WHAT YOU SHOULD DO: Where a line in the listing contains the string "React", copy that line out.

━━ GIVEN MATERIAL

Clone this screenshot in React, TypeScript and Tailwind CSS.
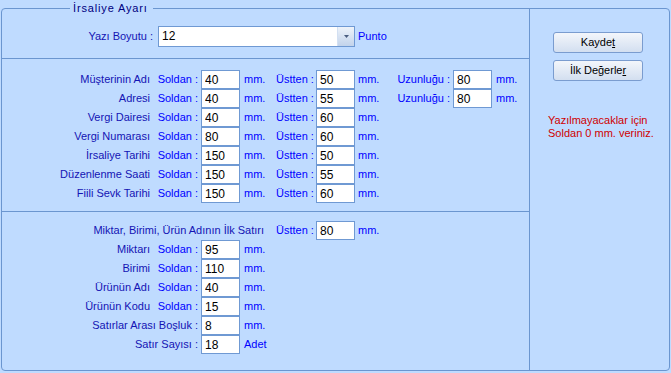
import React from "react";

const LBL = "whitespace-nowrap text-right text-[#1414b4]";
const BLU = "whitespace-nowrap text-[#0000ff]";

function Num({ v, className = "" }: { v: string; className?: string }) {
  return (
    <input
      readOnly
      value={v}
      className={`h-[19px] w-[39px] shrink-0 border border-[#6f99d3] bg-white px-[3px] text-[12px] leading-[17px] text-black outline-none ${className}`}
    />
  );
}

function PosRow({ label, sol, ust, uz }: { label: string; sol: string; ust: string; uz?: string }) {
  return (
    <div className="flex h-[19px] items-center">
      <span className={`w-[148px] ${LBL}`}>{label}</span>
      <span className={`w-[48px] text-right ${BLU}`}>Soldan :</span>
      <Num v={sol} className="ml-[3px]" />
      <span className={`w-[36px] pl-[4px] ${BLU}`}>mm.</span>
      <span className={`w-[37px] text-right ${BLU}`}>Üstten :</span>
      <Num v={ust} className="ml-[3px]" />
      <span className={`w-[40px] pl-[3px] ${BLU}`}>mm.</span>
      {uz && (
        <>
          <span className={`w-[55px] text-right ${BLU}`}>Uzunluğu :</span>
          <Num v={uz} className="ml-[3px]" />
          <span className={`pl-[4px] ${BLU}`}>mm.</span>
        </>
      )}
    </div>
  );
}

function SolRow({ label, sol, unit = "mm." }: { label: string; sol: string; unit?: string }) {
  return (
    <div className="flex h-[19px] items-center">
      <span className={`w-[148px] ${LBL}`}>{label}</span>
      <span className={`w-[48px] text-right ${BLU}`}>Soldan :</span>
      <Num v={sol} className="ml-[3px]" />
      <span className={`pl-[4px] ${BLU}`}>{unit}</span>
    </div>
  );
}

function PlainRow({ label, v, unit }: { label: string; v: string; unit: string }) {
  return (
    <div className="flex h-[19px] items-center">
      <span className={`w-[196px] ${LBL}`}>{label}</span>
      <Num v={v} className="ml-[3px]" />
      <span className={`pl-[4px] ${BLU}`}>{unit}</span>
    </div>
  );
}

export default function App() {
  const rows = [
    { label: "Müşterinin Adı", sol: "40", ust: "50", uz: "80" },
    { label: "Adresi", sol: "40", ust: "55", uz: "80" },
    { label: "Vergi Dairesi", sol: "40", ust: "60" },
    { label: "Vergi Numarası", sol: "80", ust: "60" },
    { label: "İrsaliye Tarihi", sol: "150", ust: "50" },
    { label: "Düzenlenme Saati", sol: "150", ust: "55" },
    { label: "Fiili Sevk Tarihi", sol: "150", ust: "60" },
  ];

  return (
    <div className="h-[373px] w-[671px] bg-[#bfdbff] pl-[1px] pt-[8px] font-['Liberation_Sans',Arial,sans-serif] text-[11px] leading-[19px]">
      <div className="relative flex h-[363px] w-[669px] rounded-[4px] border border-[#6b96d0]">
        <span className="absolute -top-[8px] left-[68px] bg-[#bfdbff] pl-[3px] pr-[5px] text-[11px] leading-[14px] tracking-[0.85px] text-[#000080]">
          İrsaliye Ayarı
        </span>

        <div className="flex w-[528px] flex-col border-r border-[#6b96d0]">
          {/* yazı boyutu */}
          <div className="flex h-[50px] border-b border-[#6b96d0] pt-[17px]">
            <div className="flex h-[21px] items-center">
              <span className={`w-[151px] ${LBL}`}>Yazı Boyutu :</span>
              <div className="ml-[5px] flex h-[21px] w-[197px] border border-[#6f99d3] bg-white">
                <span className="flex-1 pl-[3px] text-[12px] leading-[19px] text-black">12</span>
                <span className="flex w-[17px] items-center justify-center border-l border-[#d3e0f2] bg-linear-to-b from-[#eef3fa] to-[#c2d3eb]">
                  <svg width="5" height="3" viewBox="0 0 5 3">
                    <path d="M0 0h5L2.5 3z" fill="#4a5d80" />
                  </svg>
                </span>
              </div>
              <span className={`pl-[3px] ${BLU}`}>Punto</span>
            </div>
          </div>

          {/* alan konumları */}
          <div className="flex h-[153px] flex-col border-b border-[#6b96d0] pt-[11px]">
            {rows.map((r) => (
              <PosRow key={r.label} {...r} />
            ))}
          </div>

          {/* ürün satırları */}
          <div className="flex flex-1 flex-col pt-[9px]">
            <div className="flex h-[19px] items-center">
              <span className={`w-[262px] ${LBL}`}>Miktar, Birimi, Ürün Adının İlk Satırı</span>
              <span className={`ml-[12px] w-[37px] text-right ${BLU}`}>Üstten :</span>
              <Num v="80" className="ml-[3px]" />
              <span className={`pl-[3px] ${BLU}`}>mm.</span>
            </div>
            <SolRow label="Miktarı" sol="95" />
            <SolRow label="Birimi" sol="110" />
            <SolRow label="Ürünün Adı" sol="40" />
            <SolRow label="Ürünün Kodu" sol="15" />
            <PlainRow label="Satırlar Arası Boşluk :" v="8" unit="mm." />
            <PlainRow label="Satır Sayısı :" v="18" unit="Adet" />
          </div>
        </div>

        <div className="flex flex-1 flex-col pt-[23px]">
          <button className="ml-[23px] h-[21px] w-[90px] rounded-[3px] border border-[#7a9ccf] bg-linear-to-b from-[#f3f6fb] to-[#d3dff0] text-[11px] leading-[19px] text-black">
            Kayde<u>t</u>
          </button>
          <button className="ml-[23px] mt-[7px] h-[21px] w-[90px] rounded-[3px] border border-[#7a9ccf] bg-linear-to-b from-[#f3f6fb] to-[#d3dff0] text-[11px] leading-[19px] text-black">
            İlk Değerle<u>r</u>
          </button>
          <p className="ml-[18px] mt-[33px] text-[11px] leading-[13px] text-[#d00000]">
            Yazılmayacaklar için
            <br />
            Soldan 0 mm. veriniz.
          </p>
        </div>
      </div>
    </div>
  );
}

━━━━

SOLUTION FOR THIS PROBLEM:
Clone this screenshot in React, TypeScript and Tailwind CSS.
import React from "react";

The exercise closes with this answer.